** start of Dataset records **
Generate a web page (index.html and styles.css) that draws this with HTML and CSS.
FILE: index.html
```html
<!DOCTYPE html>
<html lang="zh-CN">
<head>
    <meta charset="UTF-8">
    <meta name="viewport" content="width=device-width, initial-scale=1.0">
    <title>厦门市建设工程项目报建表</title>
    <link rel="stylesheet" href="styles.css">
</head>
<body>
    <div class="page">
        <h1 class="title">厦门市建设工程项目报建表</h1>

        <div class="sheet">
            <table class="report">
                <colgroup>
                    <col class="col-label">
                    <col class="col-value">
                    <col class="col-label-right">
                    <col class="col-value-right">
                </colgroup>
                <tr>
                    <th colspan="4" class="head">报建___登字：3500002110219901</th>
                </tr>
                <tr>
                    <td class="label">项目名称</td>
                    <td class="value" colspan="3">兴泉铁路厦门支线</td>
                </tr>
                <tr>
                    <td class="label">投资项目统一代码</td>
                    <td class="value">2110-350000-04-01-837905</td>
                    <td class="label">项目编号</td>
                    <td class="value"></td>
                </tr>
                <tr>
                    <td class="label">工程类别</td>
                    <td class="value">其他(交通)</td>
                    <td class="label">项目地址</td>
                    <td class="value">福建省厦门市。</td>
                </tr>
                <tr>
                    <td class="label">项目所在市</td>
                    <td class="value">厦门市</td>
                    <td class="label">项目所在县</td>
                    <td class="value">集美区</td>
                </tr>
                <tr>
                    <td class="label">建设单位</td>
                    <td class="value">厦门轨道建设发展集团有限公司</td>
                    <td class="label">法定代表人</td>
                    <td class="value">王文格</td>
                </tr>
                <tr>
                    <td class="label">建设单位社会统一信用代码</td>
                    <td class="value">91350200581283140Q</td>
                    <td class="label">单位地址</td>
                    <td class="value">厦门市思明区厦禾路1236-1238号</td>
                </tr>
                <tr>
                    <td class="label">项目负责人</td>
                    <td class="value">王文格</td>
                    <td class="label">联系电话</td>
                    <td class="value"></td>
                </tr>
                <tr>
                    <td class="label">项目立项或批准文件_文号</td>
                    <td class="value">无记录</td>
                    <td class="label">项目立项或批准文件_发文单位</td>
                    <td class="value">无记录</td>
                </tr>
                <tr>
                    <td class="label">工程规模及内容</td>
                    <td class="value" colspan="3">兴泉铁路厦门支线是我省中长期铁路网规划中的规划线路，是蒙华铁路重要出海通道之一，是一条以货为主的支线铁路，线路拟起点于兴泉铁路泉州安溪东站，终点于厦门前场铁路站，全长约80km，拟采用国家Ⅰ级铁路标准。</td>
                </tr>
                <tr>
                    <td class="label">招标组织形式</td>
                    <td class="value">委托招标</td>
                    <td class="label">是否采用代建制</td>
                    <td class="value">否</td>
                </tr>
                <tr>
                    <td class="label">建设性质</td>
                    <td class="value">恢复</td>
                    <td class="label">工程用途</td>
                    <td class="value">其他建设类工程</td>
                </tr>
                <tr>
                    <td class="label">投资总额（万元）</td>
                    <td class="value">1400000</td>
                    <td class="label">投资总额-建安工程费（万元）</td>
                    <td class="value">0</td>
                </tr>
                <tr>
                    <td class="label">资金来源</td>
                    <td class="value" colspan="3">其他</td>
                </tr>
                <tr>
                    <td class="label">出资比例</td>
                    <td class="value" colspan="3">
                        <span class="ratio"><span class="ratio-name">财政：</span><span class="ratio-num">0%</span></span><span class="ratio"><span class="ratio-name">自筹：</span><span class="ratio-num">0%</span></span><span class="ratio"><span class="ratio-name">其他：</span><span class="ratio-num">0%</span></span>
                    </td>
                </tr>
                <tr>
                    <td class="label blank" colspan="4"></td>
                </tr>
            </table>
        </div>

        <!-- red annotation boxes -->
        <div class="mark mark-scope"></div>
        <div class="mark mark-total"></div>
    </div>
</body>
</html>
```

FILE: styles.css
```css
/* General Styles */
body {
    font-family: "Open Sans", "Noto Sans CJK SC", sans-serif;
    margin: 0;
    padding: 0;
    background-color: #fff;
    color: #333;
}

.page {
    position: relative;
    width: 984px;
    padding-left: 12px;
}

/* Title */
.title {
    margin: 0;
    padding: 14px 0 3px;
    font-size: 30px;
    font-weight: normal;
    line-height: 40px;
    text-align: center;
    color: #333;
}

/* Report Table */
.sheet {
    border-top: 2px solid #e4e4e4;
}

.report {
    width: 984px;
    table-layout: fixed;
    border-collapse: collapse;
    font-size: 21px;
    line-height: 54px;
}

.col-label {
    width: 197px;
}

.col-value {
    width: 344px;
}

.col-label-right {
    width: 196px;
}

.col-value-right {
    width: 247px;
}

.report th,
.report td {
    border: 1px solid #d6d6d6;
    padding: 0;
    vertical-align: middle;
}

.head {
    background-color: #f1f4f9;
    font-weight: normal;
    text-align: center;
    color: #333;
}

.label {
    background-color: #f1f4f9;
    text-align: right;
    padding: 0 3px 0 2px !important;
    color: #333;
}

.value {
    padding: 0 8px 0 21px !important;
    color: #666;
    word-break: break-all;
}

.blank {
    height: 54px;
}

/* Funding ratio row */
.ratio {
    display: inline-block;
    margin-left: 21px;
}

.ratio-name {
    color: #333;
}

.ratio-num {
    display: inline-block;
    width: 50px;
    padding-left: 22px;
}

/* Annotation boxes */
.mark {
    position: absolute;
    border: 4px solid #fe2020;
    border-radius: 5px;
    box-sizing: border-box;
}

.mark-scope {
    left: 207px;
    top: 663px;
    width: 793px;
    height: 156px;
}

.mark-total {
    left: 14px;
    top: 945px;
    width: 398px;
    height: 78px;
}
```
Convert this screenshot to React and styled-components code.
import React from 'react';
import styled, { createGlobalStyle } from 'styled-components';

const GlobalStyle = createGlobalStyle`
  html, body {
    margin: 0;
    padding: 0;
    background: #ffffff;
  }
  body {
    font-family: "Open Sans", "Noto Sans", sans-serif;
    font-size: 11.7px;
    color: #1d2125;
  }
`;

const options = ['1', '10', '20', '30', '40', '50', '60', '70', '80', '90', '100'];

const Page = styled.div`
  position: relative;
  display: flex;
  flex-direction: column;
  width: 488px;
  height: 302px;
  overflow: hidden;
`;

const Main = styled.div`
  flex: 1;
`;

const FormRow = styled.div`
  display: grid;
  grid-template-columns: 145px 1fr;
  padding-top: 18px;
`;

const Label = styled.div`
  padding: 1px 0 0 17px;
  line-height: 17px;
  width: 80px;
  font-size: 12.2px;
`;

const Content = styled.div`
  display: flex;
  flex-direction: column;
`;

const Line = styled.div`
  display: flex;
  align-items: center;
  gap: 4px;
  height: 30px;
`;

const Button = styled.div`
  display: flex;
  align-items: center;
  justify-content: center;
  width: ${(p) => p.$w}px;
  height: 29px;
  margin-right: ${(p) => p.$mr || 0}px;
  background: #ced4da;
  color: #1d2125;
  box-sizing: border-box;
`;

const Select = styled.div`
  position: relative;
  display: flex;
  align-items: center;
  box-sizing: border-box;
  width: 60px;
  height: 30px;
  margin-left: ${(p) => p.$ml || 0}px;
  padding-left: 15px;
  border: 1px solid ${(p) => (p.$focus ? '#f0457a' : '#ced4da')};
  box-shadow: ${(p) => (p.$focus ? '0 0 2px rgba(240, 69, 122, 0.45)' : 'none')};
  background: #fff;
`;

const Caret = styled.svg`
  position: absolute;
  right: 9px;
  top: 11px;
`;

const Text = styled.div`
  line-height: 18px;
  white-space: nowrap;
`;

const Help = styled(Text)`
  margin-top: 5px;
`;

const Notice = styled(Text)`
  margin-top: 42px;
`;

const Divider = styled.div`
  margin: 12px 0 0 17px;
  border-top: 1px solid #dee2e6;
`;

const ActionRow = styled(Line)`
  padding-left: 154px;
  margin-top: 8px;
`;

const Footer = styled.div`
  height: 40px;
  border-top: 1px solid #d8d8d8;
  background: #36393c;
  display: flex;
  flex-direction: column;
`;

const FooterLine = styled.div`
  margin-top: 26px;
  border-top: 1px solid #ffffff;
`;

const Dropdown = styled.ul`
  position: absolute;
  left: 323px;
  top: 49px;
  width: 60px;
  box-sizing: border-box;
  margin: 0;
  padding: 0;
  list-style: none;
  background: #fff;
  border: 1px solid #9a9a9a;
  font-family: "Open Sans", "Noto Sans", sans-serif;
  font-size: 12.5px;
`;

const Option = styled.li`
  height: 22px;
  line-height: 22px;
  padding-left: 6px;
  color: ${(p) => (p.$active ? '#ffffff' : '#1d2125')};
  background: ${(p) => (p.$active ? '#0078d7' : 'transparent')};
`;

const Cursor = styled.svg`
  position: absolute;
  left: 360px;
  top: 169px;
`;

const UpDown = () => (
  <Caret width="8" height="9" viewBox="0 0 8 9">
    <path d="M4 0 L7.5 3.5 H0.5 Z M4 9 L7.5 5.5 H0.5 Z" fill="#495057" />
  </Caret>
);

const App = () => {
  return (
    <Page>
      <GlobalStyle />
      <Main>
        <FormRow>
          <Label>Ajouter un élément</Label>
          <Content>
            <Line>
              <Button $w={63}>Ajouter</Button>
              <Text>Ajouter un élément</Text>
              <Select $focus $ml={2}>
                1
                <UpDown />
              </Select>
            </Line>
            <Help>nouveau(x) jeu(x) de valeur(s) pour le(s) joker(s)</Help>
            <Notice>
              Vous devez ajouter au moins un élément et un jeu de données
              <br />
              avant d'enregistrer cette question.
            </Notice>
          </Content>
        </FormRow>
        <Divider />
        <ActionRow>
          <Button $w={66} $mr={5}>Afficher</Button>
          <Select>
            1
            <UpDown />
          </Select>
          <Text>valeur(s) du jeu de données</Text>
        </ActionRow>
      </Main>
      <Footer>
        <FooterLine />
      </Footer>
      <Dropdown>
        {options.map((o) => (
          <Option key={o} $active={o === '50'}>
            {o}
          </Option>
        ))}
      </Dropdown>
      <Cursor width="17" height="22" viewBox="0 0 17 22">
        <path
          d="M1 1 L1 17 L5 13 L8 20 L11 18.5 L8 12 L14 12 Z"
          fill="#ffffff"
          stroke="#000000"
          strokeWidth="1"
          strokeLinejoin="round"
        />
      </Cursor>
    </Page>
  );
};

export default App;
** end of Dataset records **
- **Direction**: Return nothing except the number of lines that include the string "this".

- **Full solution**: 2